We begin with axioms that need no citation. First, the trial judge is in the best position to assess credibility. And second, cases are legion where neither party is entirely successful in their claim. We turn to whether the judge's finding that $7,000.00 remained due is supported by the evidence and not clearly erroneous.

In summarizing the trial judge's findings, the defendant, who is the plaintiff's former lawyer, borrowed $100,000.00 from the plaintiff on May 22, 2002. The defendant signed a promissory note that provided for 5% interest per year, monthly payments to include principal and interest, and a balloon payment due on May 22, 2007. The defendant defaulted on the balloon payment date and informed the plaintiff that the plaintiff would receive full payment when a Florida case settled.

Although no contemporaneous payment records were created, the defendant, shortly before a September, 2008 meeting with the plaintiff, created an amortization schedule indicating what payments were made and the balance owed. The schedule included an offset for legal services performed. At the meeting, the defendant tendered the plaintiff a check for $55,455.39, representing the purported balance.

The plaintiff testified that she never received any cash payments from the defendant. Conversely, the defendant testified to having paid the plaintiff $7,000.00 in cash and offered testimony from her receptionist as to these cash payments.

We plainly do not see any error in the trial judge's finding that $7,000.00 of the loan, paid in cash, was not made. Clearly, the evidence supported the trial judge's finding. The issue was credibility, and on that equation, the trial judge accepted the plaintiff's version.

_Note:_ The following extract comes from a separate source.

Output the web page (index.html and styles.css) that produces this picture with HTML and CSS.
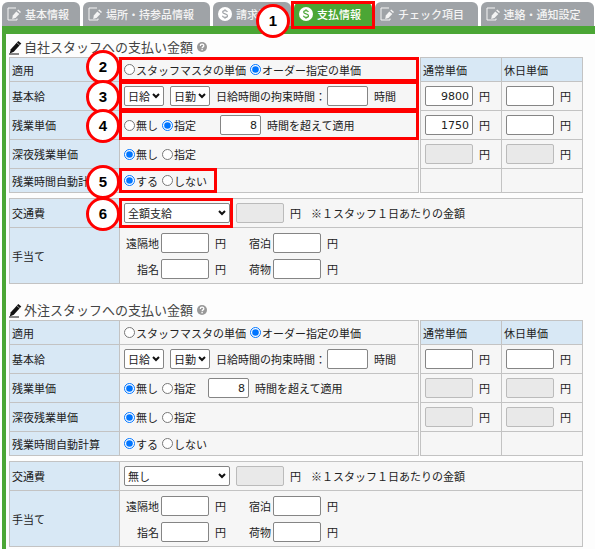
FILE: index.html
```
<!DOCTYPE html>
<html lang="ja">
<head>
    <meta charset="UTF-8">
    <meta name="viewport" content="width=device-width, initial-scale=1.0">
    <title>支払情報</title>
    <link rel="stylesheet" href="styles.css">
</head>
<body>
    <!-- Shared icons -->
    <svg class="symbols" aria-hidden="true">
        <symbol id="icon-edit" viewBox="0 0 14 14">
            <path d="M9 1H1v12h9v-1.500" fill="none" stroke="currentColor" stroke-width="1"/>
            <path d="M9.300 4.500l3 2.600-3.800 4-3.300 1 .6-3.500z" fill="currentColor"/>
            <path d="M10.200 3.500l1-1 2.800 2.500-1 1.100z" fill="currentColor"/>
        </symbol>
        <symbol id="icon-money" viewBox="0 0 14 14">
            <circle cx="7" cy="7" r="7" fill="#fff"/>
            <path d="M9.400 5C9 3.900 8 3.700 7 3.700c-1.400 0-2.300.6-2.300 1.600C4.700 7.600 9.500 6.300 9.500 8.700c0 1-1 1.700-2.500 1.700-1.300 0-2.200-.5-2.600-1.600M7 2.300v1.400M7 10.400v1.400" fill="none" stroke="currentColor" stroke-width="1.200"/>
        </symbol>
        <symbol id="icon-pencil" viewBox="0 0 13 15">
            <path d="M9.300 1l3 2.600-7.500 8.200-4 1.700 1-4.200z" fill="#111"/>
            <path d="M7.700 2.600l3.200 2.800" stroke="#fff" stroke-width=".6"/>
            <path d="M0 14h10" stroke="#111" stroke-width="1"/>
        </symbol>
        <symbol id="icon-help" viewBox="0 0 10 10">
            <circle cx="5" cy="5" r="5" fill="#999"/>
            <path d="M3.300 3.900c0-2.200 3.500-2.200 3.500-.2 0 1.200-1.700 1.200-1.700 2.500" fill="none" stroke="#fff" stroke-width="1.300"/>
            <rect x="4.400" y="7" width="1.400" height="1.300" fill="#fff"/>
        </symbol>
    </svg>

    <nav class="tabs">
        <a class="tab" href="#"><svg class="tab-icon"><use href="#icon-edit"/></svg>基本情報</a>
        <a class="tab long" href="#"><svg class="tab-icon"><use href="#icon-edit"/></svg>場所・持参品情報</a>
        <a class="tab money" href="#"><svg class="tab-icon"><use href="#icon-money"/></svg>請求情報</a>
        <a class="tab money active" href="#"><svg class="tab-icon"><use href="#icon-money"/></svg>支払情報<span class="frame tab-frame"></span><span class="step tab-step">1</span></a>
        <a class="tab medium" href="#"><svg class="tab-icon"><use href="#icon-edit"/></svg>チェック項目</a>
        <a class="tab medium" href="#"><svg class="tab-icon"><use href="#icon-edit"/></svg>連絡・通知設定</a>
    </nav>

    <main class="content">
        <!-- Own staff -->
        <section class="payment">
            <h2 class="title"><svg class="title-icon"><use href="#icon-pencil"/></svg>自社スタッフへの支払い金額<button class="help" type="button" aria-label="ヘルプ"><svg><use href="#icon-help"/></svg></button></h2>
            <div class="rates">
                <table class="grid conditions">
                    <tr class="short">
                        <th>適用</th>
                        <td><div class="row">
                            <label class="option"><input type="radio" name="own_apply">スタッフマスタの単価</label>
                            <label class="option"><input type="radio" name="own_apply" checked>オーダー指定の単価</label>
                        </div><span class="frame"></span><span class="step high">2</span></td>
                    </tr>
                    <tr>
                        <th>基本給</th>
                        <td><div class="row wide">
                            <select class="unit" aria-label="給与区分"><option>日給</option></select>
                            <select class="unit" aria-label="勤務区分"><option>日勤</option></select>
                            <label class="option">日給時間の拘束時間：<input class="hours" type="text"></label>
                            <span>時間</span>
                        </div><span class="frame"></span><span class="step">3</span></td>
                    </tr>
                    <tr>
                        <th>残業単価</th>
                        <td><div class="row">
                            <label class="option"><input type="radio" name="own_over">無し</label>
                            <label class="option"><input type="radio" name="own_over" checked>指定</label>
                            <label class="over far"><input class="hours" type="text" value="8">時間を超えて適用</label>
                        </div><span class="frame"></span><span class="step">4</span></td>
                    </tr>
                    <tr>
                        <th>深夜残業単価</th>
                        <td><div class="row">
                            <label class="option"><input type="radio" name="own_night" checked>無し</label>
                            <label class="option"><input type="radio" name="own_night">指定</label>
                        </div></td>
                    </tr>
                    <tr class="short">
                        <th>残業時間自動計算</th>
                        <td><div class="row">
                            <label class="option"><input type="radio" name="own_auto" checked>する</label>
                            <label class="option"><input type="radio" name="own_auto">しない</label>
                        </div><span class="frame auto-frame"></span><span class="step">5</span></td>
                    </tr>
                </table>
                <table class="grid prices">
                    <tr class="short"><th>通常単価</th><th>休日単価</th></tr>
                    <tr>
                        <td><label class="yen"><input type="text" value="9800">円</label></td>
                        <td><label class="yen"><input type="text">円</label></td>
                    </tr>
                    <tr>
                        <td><label class="yen"><input type="text" value="1750">円</label></td>
                        <td><label class="yen"><input type="text">円</label></td>
                    </tr>
                    <tr>
                        <td><label class="yen"><input type="text" disabled>円</label></td>
                        <td><label class="yen"><input type="text" disabled>円</label></td>
                    </tr>
                    <tr class="short"><td></td><td></td></tr>
                </table>
            </div>
            <table class="grid extras">
                <tr>
                    <th>交通費</th>
                    <td><div class="row wide">
                        <select class="travel" aria-label="交通費"><option>全額支給</option><option>無し</option></select>
                        <label class="yen"><input type="text" disabled>円</label>
                        <span class="note">※１スタッフ１日あたりの金額</span>
                    </div><span class="frame travel-frame"></span><span class="step">6</span></td>
                </tr>
                <tr class="tall">
                    <th>手当て</th>
                    <td><div class="allowances">
                        <label class="yen">遠隔地<input type="text">円</label>
                        <label class="yen">宿泊<input type="text">円</label>
                        <label class="yen">指名<input type="text">円</label>
                        <label class="yen">荷物<input type="text">円</label>
                    </div></td>
                </tr>
            </table>
        </section>

        <!-- Outsourced staff -->
        <section class="payment">
            <h2 class="title"><svg class="title-icon"><use href="#icon-pencil"/></svg>外注スタッフへの支払い金額<button class="help" type="button" aria-label="ヘルプ"><svg><use href="#icon-help"/></svg></button></h2>
            <div class="rates">
                <table class="grid conditions">
                    <tr class="short">
                        <th>適用</th>
                        <td><div class="row">
                            <label class="option"><input type="radio" name="out_apply">スタッフマスタの単価</label>
                            <label class="option"><input type="radio" name="out_apply" checked>オーダー指定の単価</label>
                        </div></td>
                    </tr>
                    <tr>
                        <th>基本給</th>
                        <td><div class="row wide">
                            <select class="unit" aria-label="給与区分"><option>日給</option></select>
                            <select class="unit" aria-label="勤務区分"><option>日勤</option></select>
                            <label class="option">日給時間の拘束時間：<input class="hours" type="text"></label>
                            <span>時間</span>
                        </div></td>
                    </tr>
                    <tr>
                        <th>残業単価</th>
                        <td><div class="row">
                            <label class="option"><input type="radio" name="out_over" checked>無し</label>
                            <label class="option"><input type="radio" name="out_over">指定</label>
                            <label class="over"><input class="hours" type="text" value="8">時間を超えて適用</label>
                        </div></td>
                    </tr>
                    <tr>
                        <th>深夜残業単価</th>
                        <td><div class="row">
                            <label class="option"><input type="radio" name="out_night" checked>無し</label>
                            <label class="option"><input type="radio" name="out_night">指定</label>
                        </div></td>
                    </tr>
                    <tr class="short">
                        <th>残業時間自動計算</th>
                        <td><div class="row">
                            <label class="option"><input type="radio" name="out_auto" checked>する</label>
                            <label class="option"><input type="radio" name="out_auto">しない</label>
                        </div></td>
                    </tr>
                </table>
                <table class="grid prices">
                    <tr class="short"><th>通常単価</th><th>休日単価</th></tr>
                    <tr>
                        <td><label class="yen"><input type="text">円</label></td>
                        <td><label class="yen"><input type="text">円</label></td>
                    </tr>
                    <tr>
                        <td><label class="yen"><input type="text" disabled>円</label></td>
                        <td><label class="yen"><input type="text" disabled>円</label></td>
                    </tr>
                    <tr>
                        <td><label class="yen"><input type="text" disabled>円</label></td>
                        <td><label class="yen"><input type="text" disabled>円</label></td>
                    </tr>
                    <tr class="short"><td></td><td></td></tr>
                </table>
            </div>
            <table class="grid extras">
                <tr>
                    <th>交通費</th>
                    <td><div class="row wide">
                        <select class="travel" aria-label="交通費"><option>無し</option><option>全額支給</option></select>
                        <label class="yen"><input type="text" disabled>円</label>
                        <span class="note">※１スタッフ１日あたりの金額</span>
                    </div></td>
                </tr>
                <tr class="tall">
                    <th>手当て</th>
                    <td><div class="allowances">
                        <label class="yen">遠隔地<input type="text">円</label>
                        <label class="yen">宿泊<input type="text">円</label>
                        <label class="yen">指名<input type="text">円</label>
                        <label class="yen">荷物<input type="text">円</label>
                    </div></td>
                </tr>
            </table>
        </section>
    </main>
</body>
</html>
```
FILE: styles.css
```
* {
    margin: 0;
    padding: 0;
    box-sizing: border-box;
}

body {
    min-height: 100vh;
    display: flex;
    flex-direction: column;
    padding: 2px 0 0 2px;
    background: #fff;
    color: #222;
    font-family: "Noto Sans CJK JP", sans-serif;
    font-size: 11px;
    line-height: 16px;
}

.symbols {
    position: absolute;
    width: 0;
    height: 0;
}

/* Tabs */
.tabs {
    display: flex;
    gap: 3px;
    padding-right: 1px;
}

.tab {
    position: relative;
    flex: 4 0 auto;
    display: flex;
    align-items: center;
    gap: 4px;
    height: 24px;
    padding: 0 6px 0 5px;
    border-radius: 6px 6px 0 0;
    background: #9fa3a7;
    color: #f4f4f4;
    font-weight: 500;
    text-decoration: none;
    white-space: nowrap;
}

.tab.medium {
    flex-grow: 6;
}

.tab.long {
    flex-grow: 8;
}

.tab.active {
    background: #4ba635;
    color: #fff;
}

.tab-icon {
    width: 14px;
    height: 14px;
    flex: none;
    color: #f4f4f4;
}

.tab.money .tab-icon {
    color: #9fa3a7;
}

.tab.active .tab-icon {
    color: #4ba635;
}

.content {
    flex: 1;
    padding: 3px 12px 2px 3px;
    border-top: 8px solid #4ba635;
    border-left: 4px solid #4ba635;
    background: #fdfdfd;
}

.payment + .payment {
    margin-top: 16px;
}

.title {
    display: flex;
    align-items: center;
    height: 20px;
    color: #444;
    font-size: 13px;
    font-weight: 400;
}

.title-icon {
    width: 13px;
    height: 15px;
    margin-right: 2px;
}

.help {
    display: flex;
    margin-left: 4px;
    border: none;
    background: none;
    cursor: pointer;
}

.help svg {
    width: 10px;
    height: 10px;
}

/* Tables */
.rates {
    display: flex;
    gap: 1px;
    margin-bottom: 5px;
}

.grid {
    table-layout: fixed;
    border-collapse: collapse;
    background: #f6f6f6;
}

.conditions {
    flex: 1;
}

.prices {
    width: 163px;
}

.extras {
    width: 100%;
}

.grid tr {
    height: 29px;
}

.grid tr.short {
    height: 24px;
}

.grid tr.tall {
    height: 56px;
}

.grid th,
.grid td {
    position: relative;
    border: 1px solid #c3c3c3;
    text-align: left;
    vertical-align: middle;
    white-space: nowrap;
}

.grid th {
    padding-left: 2px;
    background: #d8e8f5;
    font-weight: 400;
}

.grid td {
    padding-left: 4px;
}

.conditions th,
.extras th {
    width: 110px;
}

/* Form controls */
.row {
    display: flex;
    align-items: center;
    gap: 4px;
}

.row.wide {
    gap: 6px;
}

.option {
    display: flex;
    align-items: center;
    gap: 1px;
}

.over,
.yen {
    display: flex;
    align-items: center;
    gap: 6px;
}

.over {
    margin-left: 8px;
}

.over.far {
    margin-left: 20px;
}

.note {
    margin-left: 4px;
}

input[type="radio"] {
    width: 11px;
    height: 11px;
}

input[type="text"] {
    width: 48px;
    height: 20px;
    padding: 0 3px;
    border: 1px solid #858585;
    border-radius: 2px;
    background: #fff;
    color: #222;
    font-family: "DejaVu Sans", sans-serif;
    font-size: 11px;
    text-align: right;
}

input[type="text"].hours {
    width: 41px;
}

input[type="text"]:disabled {
    border-color: #bbb;
    background: #e9e9e9;
}

select {
    appearance: none;
    height: 20px;
    padding-left: 3px;
    border: 1px solid #858585;
    border-radius: 2px;
    background: #fff url("data:image/svg+xml,%3Csvg xmlns='http://www.w3.org/2000/svg' width='8' height='6'%3E%3Cpath d='M1 1l3 3 3-3' fill='none' stroke='%23111' stroke-width='2'/%3E%3C/svg%3E") no-repeat right 3px center;
    color: #222;
    font-family: inherit;
    font-size: 11px;
}

.unit {
    width: 40px;
}

.travel {
    width: 106px;
}

.allowances {
    display: grid;
    grid-template-columns: auto auto;
    justify-content: start;
    justify-items: end;
    gap: 6px 23px;
    padding-left: 2px;
}

.allowances .yen input {
    margin-left: -4px;
}

/* Numbered guide */
.frame {
    position: absolute;
    inset: -1px;
    z-index: 1;
    border: 3px solid #f00;
    pointer-events: none;
}

.tab-frame {
    inset: -1px -3px -3px;
}

.auto-frame {
    right: auto;
    width: 98px;
}

.travel-frame {
    right: auto;
    width: 114px;
}

.step {
    position: absolute;
    top: calc(50% - 16px);
    left: -34px;
    z-index: 2;
    width: 34px;
    height: 34px;
    border: 3px solid #f00;
    border-radius: 50%;
    background: #fff;
    color: #000;
    font-family: "Liberation Sans", sans-serif;
    font-size: 15px;
    font-weight: 700;
    line-height: 28px;
    text-align: center;
}

.step.high {
    top: -8px;
}

.tab-step {
    left: -38px;
    top: 2px;
}
```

Nevertheless, the defendant argues that the submitted chalk clearly demonstrates error in that it conclusively establishes the full payment of the loan without taking into account the cash payments. First, the chalk is submitted as part of her brief, but that chalk was submitted only as a chalk and carries no evidentiary weight. Second, we observe that what evidence was submitted would not compel such a finding. Not all checks have been submitted and not all of those submitted bear the copy of the check negotiation endorsement on the back side. Though many copies of checks were submitted, there was evidence of others. Moreover, the exhibits introduced without limitation present a question of checks were received by the plaintiff. See Exhibits 7 and 8. Again, on the record presented to us, the version represented by the chalk was an issue of credibility that was determined in favor of the plaintiff.

As to the attorney's fees awarded, assuming that there exists a disproportionate award of attorney's fees to the result achieved, our review would stand on the principle of whether "the judge . . . focus[ed] with precision on the relationship between the time invested and the results achieved in order to insure that the ‘time spent was [not] wholly disproportionate to the interests at stake.'" Board of Trustees of the Sea Grass Village Condominium v. Bergquist, 2009 Mass. App. Div. 132 , 138, quoting Killeen v. Westban Hotel Venture, L.P., 69 Mass. App. Ct. 784 , 796 (2007). The trial judge made detailed findings, reduced the amount of collectable hours by 50%, and awarded $17,728.75 based upon 54.55 hours at a rate of $325.00. There was no error.

Page 144

In this appeal, the plaintiff has requested attorney's fees. Within fourteen days of the issuance of this opinion, the plaintiff shall submit her request for appellate attorney's fees to this Division in the manner described in Fabre v. Walton, 441 Mass. 9 , 10-11 (2004). The defendant may file any opposition within fourteen days of service of the plaintiff's request. [Note 4]


FOOTNOTES

[Note 1] The Honorable Sabita Singh participated in the hearing, review, and decision of this case, but was appointed to the Appeals Court prior to the issuance of this opinion.

[Note 2] The Honorable Daniel C. Crane recused himself from this appeal, and did not participate in its hearing, review, or decision.

[Note 3] With the exception of attorney's fees, discussed infra, there is in this appeal no issue as to the correctness of the judge's conclusion based upon the findings. This appeal involves the judge's findings that support his conclusion.

[Note 4] There is no dispute that the promissory note provides for the award of attorney's fees.